EXERCISE OBJECTIVE: Set the data down again, exactly as it reads, but without the pictures.

DATASET EXTRACT:
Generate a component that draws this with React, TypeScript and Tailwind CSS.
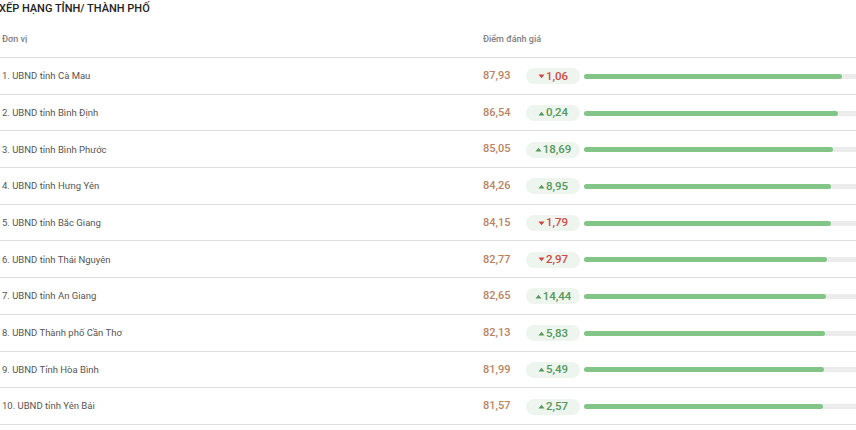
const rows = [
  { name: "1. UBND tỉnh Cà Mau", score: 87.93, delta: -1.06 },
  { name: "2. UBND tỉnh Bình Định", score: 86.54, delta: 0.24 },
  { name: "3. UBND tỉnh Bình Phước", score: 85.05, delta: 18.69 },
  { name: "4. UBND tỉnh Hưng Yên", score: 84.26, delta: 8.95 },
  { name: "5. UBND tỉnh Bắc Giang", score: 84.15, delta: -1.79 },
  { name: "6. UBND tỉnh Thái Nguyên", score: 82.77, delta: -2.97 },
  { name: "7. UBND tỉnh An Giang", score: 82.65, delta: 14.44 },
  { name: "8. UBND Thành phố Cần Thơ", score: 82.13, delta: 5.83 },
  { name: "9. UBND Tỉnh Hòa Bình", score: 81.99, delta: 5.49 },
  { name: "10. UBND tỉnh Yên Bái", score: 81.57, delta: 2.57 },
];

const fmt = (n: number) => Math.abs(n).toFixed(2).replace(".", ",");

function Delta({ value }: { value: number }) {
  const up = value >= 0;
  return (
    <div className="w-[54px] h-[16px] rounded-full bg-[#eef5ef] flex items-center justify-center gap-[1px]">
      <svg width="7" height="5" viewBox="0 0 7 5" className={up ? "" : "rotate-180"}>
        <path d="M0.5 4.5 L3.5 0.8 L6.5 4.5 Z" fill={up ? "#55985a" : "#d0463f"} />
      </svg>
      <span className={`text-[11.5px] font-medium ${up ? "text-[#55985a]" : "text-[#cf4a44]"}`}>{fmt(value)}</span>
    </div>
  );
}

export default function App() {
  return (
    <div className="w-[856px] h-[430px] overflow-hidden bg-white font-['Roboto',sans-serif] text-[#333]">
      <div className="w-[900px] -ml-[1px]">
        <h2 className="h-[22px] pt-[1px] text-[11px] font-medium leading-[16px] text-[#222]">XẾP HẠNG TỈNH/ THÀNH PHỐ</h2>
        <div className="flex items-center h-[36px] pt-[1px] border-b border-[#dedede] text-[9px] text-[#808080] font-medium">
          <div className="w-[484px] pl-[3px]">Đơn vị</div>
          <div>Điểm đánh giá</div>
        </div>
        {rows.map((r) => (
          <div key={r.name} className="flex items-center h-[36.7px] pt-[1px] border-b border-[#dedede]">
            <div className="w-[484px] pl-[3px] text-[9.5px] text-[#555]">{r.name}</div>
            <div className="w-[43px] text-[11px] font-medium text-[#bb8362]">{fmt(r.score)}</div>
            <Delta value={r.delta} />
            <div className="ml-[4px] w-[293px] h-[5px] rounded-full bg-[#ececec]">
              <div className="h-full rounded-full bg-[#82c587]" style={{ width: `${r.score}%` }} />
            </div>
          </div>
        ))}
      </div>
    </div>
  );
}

FINISHED TASK:
Generate a component that draws this with React, TypeScript and Tailwind CSS.
const rows = [
  { name: "1. UBND tỉnh Cà Mau", score: 87.93, delta: -1.06 },
  { name: "2. UBND tỉnh Bình Định", score: 86.54, delta: 0.24 },
  { name: "3. UBND tỉnh Bình Phước", score: 85.05, delta: 18.69 },
  { name: "4. UBND tỉnh Hưng Yên", score: 84.26, delta: 8.95 },
  { name: "5. UBND tỉnh Bắc Giang", score: 84.15, delta: -1.79 },
  { name: "6. UBND tỉnh Thái Nguyên", score: 82.77, delta: -2.97 },
  { name: "7. UBND tỉnh An Giang", score: 82.65, delta: 14.44 },
  { name: "8. UBND Thành phố Cần Thơ", score: 82.13, delta: 5.83 },
  { name: "9. UBND Tỉnh Hòa Bình", score: 81.99, delta: 5.49 },
  { name: "10. UBND tỉnh Yên Bái", score: 81.57, delta: 2.57 },
];

const fmt = (n: number) => Math.abs(n).toFixed(2).replace(".", ",");

function Delta({ value }: { value: number }) {
  const up = value >= 0;
  return (
    <div className="w-[54px] h-[16px] rounded-full bg-[#eef5ef] flex items-center justify-center gap-[1px]">
      <svg width="7" height="5" viewBox="0 0 7 5" className={up ? "" : "rotate-180"}>
        <path d="M0.5 4.5 L3.5 0.8 L6.5 4.5 Z" fill={up ? "#55985a" : "#d0463f"} />
      </svg>
      <span className={`text-[11.5px] font-medium ${up ? "text-[#55985a]" : "text-[#cf4a44]"}`}>{fmt(value)}</span>
    </div>
  );
}

export default function App() {
  return (
    <div className="w-[856px] h-[430px] overflow-hidden bg-white font-['Roboto',sans-serif] text-[#333]">
      <div className="w-[900px] -ml-[1px]">
        <h2 className="h-[22px] pt-[1px] text-[11px] font-medium leading-[16px] text-[#222]">XẾP HẠNG TỈNH/ THÀNH PHỐ</h2>
        <div className="flex items-center h-[36px] pt-[1px] border-b border-[#dedede] text-[9px] text-[#808080] font-medium">
          <div className="w-[484px] pl-[3px]">Đơn vị</div>
          <div>Điểm đánh giá</div>
        </div>
        {rows.map((r) => (
          <div key={r.name} className="flex items-center h-[36.7px] pt-[1px] border-b border-[#dedede]">
            <div className="w-[484px] pl-[3px] text-[9.5px] text-[#555]">{r.name}</div>
            <div className="w-[43px] text-[11px] font-medium text-[#bb8362]">{fmt(r.score)}</div>
            <Delta value={r.delta} />
            <div className="ml-[4px] w-[293px] h-[5px] rounded-full bg-[#ececec]">
              <div className="h-full rounded-full bg-[#82c587]" style={{ width: `${r.score}%` }} />
            </div>
          </div>
        ))}
      </div>
    </div>
  );
}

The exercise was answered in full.